● **Task to carry out**: Give every line from the entries that contains "React".

● **Dataset entries**:

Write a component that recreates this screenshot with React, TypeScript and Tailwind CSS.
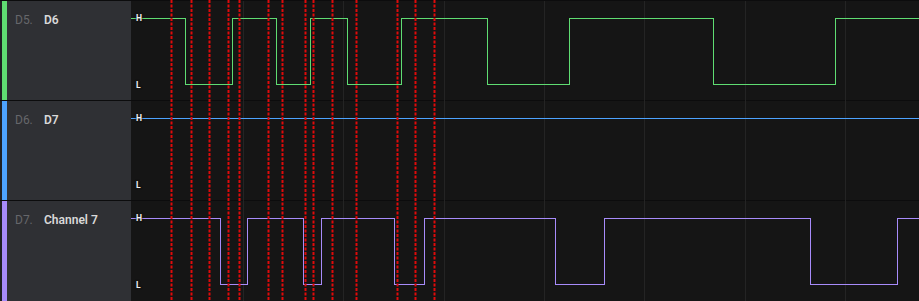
* * *
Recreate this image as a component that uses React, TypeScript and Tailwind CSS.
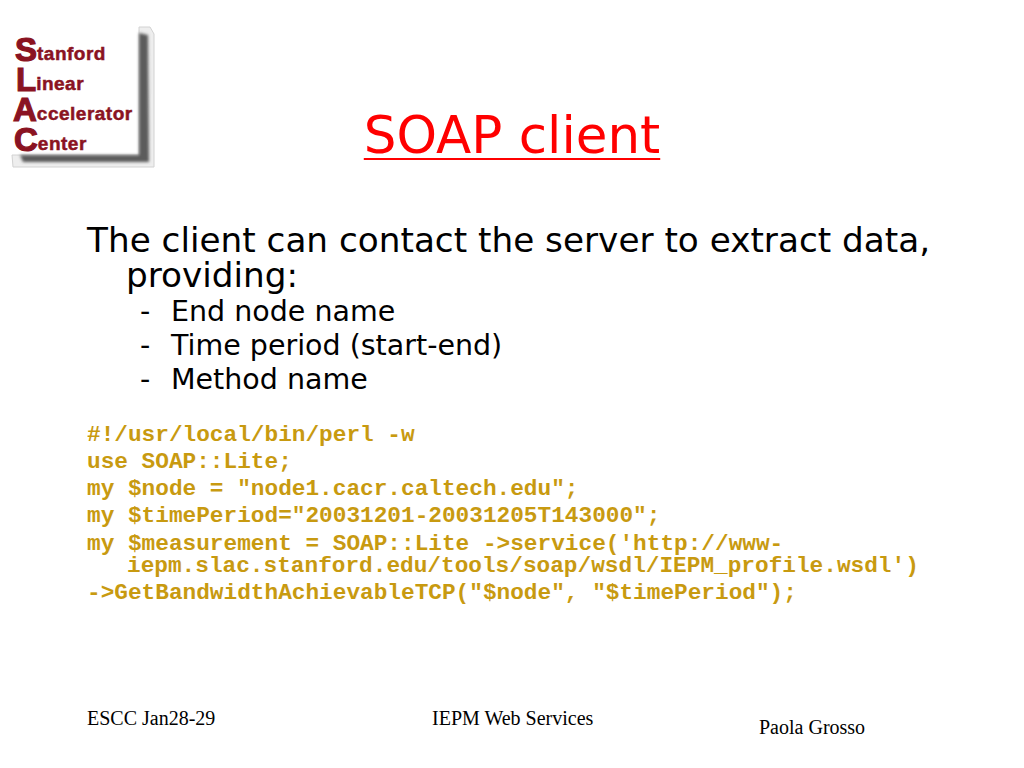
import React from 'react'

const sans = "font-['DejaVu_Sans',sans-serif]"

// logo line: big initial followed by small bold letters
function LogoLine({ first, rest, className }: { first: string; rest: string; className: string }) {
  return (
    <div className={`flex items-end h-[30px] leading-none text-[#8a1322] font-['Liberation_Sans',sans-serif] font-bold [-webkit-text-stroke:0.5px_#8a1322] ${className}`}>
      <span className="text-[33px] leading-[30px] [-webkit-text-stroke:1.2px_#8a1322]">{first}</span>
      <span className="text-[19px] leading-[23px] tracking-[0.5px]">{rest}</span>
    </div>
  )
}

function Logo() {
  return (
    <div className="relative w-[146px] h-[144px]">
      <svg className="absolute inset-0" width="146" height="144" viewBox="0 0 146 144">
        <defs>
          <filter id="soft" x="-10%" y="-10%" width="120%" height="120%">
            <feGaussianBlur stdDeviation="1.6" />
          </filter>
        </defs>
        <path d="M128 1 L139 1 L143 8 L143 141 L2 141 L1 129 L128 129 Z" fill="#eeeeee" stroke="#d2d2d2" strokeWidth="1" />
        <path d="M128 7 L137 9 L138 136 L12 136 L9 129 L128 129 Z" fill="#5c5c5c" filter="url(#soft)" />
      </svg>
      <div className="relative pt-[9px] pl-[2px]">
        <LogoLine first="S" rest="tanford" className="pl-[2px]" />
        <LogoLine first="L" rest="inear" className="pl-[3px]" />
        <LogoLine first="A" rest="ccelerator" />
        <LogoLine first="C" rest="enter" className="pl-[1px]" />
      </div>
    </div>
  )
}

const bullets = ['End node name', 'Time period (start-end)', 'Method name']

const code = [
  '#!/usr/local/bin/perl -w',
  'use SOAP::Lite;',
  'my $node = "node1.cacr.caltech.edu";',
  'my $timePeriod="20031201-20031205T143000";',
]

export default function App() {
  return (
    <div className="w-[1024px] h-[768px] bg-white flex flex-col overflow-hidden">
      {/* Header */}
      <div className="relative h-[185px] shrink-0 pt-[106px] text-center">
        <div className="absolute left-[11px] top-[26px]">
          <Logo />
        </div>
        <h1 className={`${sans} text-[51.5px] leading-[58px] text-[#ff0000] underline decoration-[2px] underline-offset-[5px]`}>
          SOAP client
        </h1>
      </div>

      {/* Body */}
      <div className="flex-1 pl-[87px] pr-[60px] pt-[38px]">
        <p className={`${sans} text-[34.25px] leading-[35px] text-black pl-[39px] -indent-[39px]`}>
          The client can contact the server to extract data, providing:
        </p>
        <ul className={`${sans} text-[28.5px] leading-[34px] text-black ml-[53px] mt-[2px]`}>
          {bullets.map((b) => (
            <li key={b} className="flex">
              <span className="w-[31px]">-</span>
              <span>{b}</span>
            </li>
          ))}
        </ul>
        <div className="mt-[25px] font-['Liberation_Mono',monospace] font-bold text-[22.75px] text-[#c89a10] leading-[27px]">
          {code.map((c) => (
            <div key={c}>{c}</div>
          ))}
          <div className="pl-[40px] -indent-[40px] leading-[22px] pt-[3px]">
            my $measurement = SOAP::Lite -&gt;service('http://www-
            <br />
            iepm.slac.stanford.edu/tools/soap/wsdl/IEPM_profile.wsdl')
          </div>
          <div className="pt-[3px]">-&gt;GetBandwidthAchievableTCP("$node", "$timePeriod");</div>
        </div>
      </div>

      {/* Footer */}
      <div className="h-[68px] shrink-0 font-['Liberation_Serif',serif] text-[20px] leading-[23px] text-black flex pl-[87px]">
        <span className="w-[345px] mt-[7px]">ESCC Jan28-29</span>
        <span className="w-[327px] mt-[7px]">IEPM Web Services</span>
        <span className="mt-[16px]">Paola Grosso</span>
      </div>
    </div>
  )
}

● **Exercise response**:
Write a component that recreates this screenshot with React, TypeScript and Tailwind CSS.
Recreate this image as a component that uses React, TypeScript and Tailwind CSS.
import React from 'react'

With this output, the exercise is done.